§ Short task
Search the data for the word "this" and copy every line where it occurs.

--------------------------------

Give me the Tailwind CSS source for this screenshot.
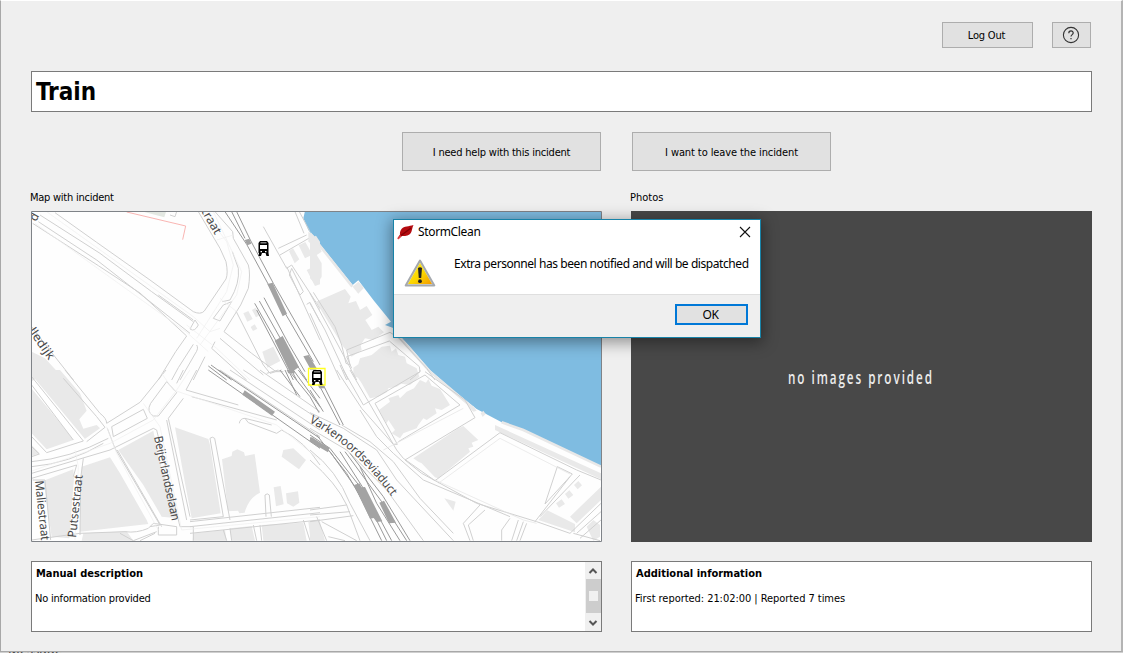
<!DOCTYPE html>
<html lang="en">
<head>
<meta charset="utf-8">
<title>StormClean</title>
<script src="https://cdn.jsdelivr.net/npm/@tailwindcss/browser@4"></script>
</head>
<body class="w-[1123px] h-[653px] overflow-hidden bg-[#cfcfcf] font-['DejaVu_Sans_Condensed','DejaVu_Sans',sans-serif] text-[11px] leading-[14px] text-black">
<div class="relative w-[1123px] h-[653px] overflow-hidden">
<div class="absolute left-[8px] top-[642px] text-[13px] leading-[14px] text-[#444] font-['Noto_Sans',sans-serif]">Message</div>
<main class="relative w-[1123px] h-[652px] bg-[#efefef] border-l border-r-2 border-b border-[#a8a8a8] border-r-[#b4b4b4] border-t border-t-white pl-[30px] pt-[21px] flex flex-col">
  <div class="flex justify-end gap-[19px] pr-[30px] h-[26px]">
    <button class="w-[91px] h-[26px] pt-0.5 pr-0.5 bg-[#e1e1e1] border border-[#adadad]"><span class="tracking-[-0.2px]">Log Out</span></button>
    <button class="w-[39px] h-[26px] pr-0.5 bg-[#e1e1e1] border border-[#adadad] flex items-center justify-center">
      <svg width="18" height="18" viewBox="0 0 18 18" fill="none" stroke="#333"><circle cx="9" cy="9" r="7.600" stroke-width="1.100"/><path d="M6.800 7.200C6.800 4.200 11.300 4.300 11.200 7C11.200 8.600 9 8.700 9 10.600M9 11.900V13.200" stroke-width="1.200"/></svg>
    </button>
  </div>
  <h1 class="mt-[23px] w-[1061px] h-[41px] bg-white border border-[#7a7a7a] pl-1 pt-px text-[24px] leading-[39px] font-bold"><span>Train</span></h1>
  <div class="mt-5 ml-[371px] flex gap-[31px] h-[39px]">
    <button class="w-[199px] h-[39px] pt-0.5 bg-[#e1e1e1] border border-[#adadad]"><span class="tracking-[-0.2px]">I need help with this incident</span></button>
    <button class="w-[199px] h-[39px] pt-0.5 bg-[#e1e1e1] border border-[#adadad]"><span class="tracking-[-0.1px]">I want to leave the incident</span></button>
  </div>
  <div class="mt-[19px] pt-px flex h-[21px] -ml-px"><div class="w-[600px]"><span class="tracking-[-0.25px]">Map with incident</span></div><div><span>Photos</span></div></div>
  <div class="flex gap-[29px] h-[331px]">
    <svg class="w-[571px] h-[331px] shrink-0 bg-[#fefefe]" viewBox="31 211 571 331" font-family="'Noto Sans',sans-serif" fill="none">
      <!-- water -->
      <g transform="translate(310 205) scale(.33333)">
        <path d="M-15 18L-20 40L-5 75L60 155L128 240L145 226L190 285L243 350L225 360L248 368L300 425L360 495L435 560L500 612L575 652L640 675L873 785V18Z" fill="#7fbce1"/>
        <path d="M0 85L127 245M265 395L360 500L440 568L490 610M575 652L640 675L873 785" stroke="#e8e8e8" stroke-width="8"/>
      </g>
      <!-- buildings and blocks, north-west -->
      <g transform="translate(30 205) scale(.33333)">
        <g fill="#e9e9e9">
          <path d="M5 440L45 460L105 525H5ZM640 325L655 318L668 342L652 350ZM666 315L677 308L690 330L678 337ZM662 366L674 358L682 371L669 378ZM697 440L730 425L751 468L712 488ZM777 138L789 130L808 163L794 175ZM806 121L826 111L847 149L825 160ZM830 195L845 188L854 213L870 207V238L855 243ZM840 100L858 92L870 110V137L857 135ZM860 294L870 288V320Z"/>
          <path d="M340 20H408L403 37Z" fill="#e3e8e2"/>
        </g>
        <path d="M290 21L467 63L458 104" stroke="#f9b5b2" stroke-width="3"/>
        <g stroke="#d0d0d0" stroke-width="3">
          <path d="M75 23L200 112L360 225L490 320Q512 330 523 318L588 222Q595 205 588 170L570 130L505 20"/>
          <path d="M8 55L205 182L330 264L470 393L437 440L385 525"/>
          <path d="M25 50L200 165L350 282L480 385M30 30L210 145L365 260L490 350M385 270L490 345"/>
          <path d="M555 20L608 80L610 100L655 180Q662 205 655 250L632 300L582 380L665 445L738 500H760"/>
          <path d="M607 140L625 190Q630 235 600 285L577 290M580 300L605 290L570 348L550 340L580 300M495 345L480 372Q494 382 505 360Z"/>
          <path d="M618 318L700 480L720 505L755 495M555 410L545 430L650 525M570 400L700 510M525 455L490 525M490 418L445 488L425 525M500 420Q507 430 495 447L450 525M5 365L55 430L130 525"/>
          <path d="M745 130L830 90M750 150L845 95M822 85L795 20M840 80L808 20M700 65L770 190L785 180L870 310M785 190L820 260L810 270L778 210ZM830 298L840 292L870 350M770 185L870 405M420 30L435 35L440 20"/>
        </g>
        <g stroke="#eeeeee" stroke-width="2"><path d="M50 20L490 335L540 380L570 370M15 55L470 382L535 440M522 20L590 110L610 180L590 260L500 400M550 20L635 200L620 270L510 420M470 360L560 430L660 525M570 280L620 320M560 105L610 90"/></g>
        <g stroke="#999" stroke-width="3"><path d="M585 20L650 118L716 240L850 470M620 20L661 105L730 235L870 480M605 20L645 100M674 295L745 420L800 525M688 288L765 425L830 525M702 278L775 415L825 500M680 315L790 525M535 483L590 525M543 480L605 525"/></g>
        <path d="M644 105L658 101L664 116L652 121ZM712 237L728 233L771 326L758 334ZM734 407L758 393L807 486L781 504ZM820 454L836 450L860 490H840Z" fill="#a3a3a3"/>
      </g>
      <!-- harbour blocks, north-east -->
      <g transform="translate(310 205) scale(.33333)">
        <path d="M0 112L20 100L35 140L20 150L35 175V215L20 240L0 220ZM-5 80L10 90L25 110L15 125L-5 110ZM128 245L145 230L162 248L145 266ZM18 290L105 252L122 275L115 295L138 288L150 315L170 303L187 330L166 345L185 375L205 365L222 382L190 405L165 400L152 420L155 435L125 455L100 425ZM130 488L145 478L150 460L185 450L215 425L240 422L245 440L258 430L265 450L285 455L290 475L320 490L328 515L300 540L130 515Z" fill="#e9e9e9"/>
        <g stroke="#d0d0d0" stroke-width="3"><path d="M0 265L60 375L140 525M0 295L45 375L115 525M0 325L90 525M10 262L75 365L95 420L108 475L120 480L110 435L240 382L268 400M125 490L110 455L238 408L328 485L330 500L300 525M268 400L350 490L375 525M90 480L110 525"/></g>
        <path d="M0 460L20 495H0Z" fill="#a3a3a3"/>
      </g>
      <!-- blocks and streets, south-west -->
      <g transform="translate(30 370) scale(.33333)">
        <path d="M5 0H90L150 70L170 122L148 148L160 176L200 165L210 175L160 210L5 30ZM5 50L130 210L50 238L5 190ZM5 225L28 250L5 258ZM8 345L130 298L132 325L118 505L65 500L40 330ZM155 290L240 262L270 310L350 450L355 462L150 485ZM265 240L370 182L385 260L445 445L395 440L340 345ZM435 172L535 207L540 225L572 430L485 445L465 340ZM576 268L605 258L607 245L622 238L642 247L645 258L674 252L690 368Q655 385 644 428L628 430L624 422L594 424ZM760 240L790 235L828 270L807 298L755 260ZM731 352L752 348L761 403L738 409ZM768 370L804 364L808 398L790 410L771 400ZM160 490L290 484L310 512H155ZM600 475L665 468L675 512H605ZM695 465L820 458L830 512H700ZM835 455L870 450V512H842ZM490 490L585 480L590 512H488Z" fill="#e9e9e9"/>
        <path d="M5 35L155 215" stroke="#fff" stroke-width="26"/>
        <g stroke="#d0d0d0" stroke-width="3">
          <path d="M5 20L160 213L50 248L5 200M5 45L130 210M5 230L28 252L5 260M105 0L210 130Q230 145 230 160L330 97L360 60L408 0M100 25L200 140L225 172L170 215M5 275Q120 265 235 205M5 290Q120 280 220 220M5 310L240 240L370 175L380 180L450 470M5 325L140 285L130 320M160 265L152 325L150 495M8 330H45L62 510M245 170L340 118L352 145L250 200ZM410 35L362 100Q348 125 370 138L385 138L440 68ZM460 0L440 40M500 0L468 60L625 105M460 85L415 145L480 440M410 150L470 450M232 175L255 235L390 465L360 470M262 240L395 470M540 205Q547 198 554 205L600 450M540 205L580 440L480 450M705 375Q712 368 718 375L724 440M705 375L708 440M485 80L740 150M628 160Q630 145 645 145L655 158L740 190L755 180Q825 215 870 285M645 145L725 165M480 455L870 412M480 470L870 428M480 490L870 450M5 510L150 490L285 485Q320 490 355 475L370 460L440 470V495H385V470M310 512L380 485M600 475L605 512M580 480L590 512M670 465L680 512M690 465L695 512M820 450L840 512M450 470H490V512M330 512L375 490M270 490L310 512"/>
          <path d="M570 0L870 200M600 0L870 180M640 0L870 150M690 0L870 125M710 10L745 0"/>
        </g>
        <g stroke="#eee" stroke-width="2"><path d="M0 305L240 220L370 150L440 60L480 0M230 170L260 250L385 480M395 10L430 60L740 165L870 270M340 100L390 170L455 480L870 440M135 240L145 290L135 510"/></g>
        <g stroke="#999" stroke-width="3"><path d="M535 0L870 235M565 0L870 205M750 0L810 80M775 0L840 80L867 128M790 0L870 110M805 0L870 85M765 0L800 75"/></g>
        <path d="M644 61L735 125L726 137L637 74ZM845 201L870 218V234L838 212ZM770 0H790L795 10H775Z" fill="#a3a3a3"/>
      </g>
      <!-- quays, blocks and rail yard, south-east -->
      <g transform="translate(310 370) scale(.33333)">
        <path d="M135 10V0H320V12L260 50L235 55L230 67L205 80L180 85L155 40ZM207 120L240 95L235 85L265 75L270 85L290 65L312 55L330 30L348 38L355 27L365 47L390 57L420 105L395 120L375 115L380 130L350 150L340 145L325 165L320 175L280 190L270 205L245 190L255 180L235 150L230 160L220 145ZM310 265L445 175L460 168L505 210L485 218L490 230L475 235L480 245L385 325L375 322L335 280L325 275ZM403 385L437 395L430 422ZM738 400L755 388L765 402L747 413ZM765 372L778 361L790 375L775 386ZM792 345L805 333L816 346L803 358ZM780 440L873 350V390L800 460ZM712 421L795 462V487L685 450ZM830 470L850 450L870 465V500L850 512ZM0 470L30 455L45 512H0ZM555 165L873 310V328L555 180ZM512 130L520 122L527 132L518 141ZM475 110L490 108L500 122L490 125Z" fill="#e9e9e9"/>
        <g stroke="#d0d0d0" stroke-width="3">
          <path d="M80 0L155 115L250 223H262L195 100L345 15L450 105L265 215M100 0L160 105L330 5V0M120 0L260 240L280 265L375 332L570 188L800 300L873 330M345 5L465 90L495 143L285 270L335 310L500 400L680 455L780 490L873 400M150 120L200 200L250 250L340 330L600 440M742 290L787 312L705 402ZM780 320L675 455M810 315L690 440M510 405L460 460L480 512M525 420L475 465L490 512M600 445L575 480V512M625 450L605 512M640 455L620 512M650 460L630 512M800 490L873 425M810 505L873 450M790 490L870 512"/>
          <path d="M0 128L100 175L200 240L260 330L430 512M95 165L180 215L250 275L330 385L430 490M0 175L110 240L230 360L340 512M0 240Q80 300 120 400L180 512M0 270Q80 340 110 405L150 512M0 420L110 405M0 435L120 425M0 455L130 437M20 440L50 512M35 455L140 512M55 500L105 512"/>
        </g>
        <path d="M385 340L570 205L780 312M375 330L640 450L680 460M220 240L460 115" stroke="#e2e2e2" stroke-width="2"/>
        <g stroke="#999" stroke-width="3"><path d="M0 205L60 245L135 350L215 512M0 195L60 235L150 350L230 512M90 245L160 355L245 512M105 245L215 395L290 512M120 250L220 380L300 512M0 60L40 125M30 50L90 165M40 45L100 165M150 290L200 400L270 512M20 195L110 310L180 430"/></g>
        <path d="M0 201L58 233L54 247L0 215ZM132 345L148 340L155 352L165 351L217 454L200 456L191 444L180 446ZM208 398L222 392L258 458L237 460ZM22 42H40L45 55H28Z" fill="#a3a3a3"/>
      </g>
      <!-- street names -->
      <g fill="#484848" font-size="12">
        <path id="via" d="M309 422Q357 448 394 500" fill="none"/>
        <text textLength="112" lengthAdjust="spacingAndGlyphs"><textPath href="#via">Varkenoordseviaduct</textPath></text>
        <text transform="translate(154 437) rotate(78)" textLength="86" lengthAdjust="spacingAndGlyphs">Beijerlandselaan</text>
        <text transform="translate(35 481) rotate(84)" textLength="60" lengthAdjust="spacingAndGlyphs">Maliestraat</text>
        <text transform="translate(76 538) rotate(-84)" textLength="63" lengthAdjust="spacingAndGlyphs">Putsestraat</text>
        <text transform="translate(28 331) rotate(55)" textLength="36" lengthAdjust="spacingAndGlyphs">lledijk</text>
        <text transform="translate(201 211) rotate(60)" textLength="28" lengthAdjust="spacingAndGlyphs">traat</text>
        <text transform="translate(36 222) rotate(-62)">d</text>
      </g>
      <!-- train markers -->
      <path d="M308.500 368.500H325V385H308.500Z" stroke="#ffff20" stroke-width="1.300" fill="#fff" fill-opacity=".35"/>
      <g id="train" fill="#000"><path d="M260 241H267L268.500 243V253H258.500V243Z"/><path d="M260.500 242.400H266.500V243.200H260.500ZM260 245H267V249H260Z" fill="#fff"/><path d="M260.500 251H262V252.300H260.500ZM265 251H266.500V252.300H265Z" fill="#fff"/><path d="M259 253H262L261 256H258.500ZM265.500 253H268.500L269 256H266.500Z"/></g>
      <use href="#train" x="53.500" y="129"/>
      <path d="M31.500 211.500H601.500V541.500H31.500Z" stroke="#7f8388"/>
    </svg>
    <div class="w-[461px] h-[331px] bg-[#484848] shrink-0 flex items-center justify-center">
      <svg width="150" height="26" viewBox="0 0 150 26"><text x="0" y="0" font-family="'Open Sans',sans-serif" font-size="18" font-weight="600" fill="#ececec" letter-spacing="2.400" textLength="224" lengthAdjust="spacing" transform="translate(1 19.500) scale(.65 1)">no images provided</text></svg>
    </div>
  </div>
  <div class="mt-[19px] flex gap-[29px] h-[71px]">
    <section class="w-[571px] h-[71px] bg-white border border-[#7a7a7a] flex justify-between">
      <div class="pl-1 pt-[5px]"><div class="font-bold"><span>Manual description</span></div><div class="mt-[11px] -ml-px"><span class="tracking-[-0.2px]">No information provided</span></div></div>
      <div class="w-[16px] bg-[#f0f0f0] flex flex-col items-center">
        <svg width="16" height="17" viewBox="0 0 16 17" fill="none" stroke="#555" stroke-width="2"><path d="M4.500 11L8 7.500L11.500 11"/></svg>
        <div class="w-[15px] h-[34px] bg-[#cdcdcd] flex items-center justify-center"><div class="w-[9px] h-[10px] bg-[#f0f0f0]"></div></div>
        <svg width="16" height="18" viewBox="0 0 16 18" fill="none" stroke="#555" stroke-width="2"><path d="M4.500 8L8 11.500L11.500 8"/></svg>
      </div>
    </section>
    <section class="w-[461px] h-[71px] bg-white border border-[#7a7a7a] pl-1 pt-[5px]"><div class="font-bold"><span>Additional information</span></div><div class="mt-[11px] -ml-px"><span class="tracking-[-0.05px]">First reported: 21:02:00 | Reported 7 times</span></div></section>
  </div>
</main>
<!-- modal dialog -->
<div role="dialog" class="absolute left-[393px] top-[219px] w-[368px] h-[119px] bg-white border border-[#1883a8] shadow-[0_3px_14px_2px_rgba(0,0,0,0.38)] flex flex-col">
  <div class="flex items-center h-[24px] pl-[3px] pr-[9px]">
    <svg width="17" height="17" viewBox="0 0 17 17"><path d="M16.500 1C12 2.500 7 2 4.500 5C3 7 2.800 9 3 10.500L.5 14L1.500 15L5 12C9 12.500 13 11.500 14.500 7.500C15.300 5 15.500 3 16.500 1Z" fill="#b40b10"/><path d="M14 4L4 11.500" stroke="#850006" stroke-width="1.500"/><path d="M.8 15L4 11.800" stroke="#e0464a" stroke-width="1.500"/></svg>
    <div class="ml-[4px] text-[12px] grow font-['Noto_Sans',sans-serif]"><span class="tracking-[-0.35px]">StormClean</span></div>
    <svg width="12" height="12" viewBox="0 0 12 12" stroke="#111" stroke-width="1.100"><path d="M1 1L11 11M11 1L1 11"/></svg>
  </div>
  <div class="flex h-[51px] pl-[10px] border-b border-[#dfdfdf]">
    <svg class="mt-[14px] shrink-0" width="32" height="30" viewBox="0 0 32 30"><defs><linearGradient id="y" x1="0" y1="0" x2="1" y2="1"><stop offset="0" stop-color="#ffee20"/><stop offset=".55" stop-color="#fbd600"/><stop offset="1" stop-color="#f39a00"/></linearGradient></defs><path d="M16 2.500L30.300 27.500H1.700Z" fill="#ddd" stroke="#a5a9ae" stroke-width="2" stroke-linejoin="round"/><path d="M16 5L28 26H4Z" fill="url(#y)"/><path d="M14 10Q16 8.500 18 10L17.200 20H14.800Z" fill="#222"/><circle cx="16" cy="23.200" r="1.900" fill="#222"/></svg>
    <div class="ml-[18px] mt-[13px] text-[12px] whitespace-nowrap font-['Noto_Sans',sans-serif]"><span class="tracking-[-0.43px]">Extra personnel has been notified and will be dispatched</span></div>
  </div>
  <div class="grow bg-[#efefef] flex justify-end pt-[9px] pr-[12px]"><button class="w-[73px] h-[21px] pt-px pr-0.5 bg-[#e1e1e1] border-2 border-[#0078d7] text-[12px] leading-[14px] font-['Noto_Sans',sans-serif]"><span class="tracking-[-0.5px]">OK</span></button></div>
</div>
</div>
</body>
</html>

--------------------------------

§ Task solution
Give me the Tailwind CSS source for this screenshot.
    <button class="w-[199px] h-[39px] pt-0.5 bg-[#e1e1e1] border border-[#adadad]"><span class="tracking-[-0.2px]">I need help with this incident</span></button>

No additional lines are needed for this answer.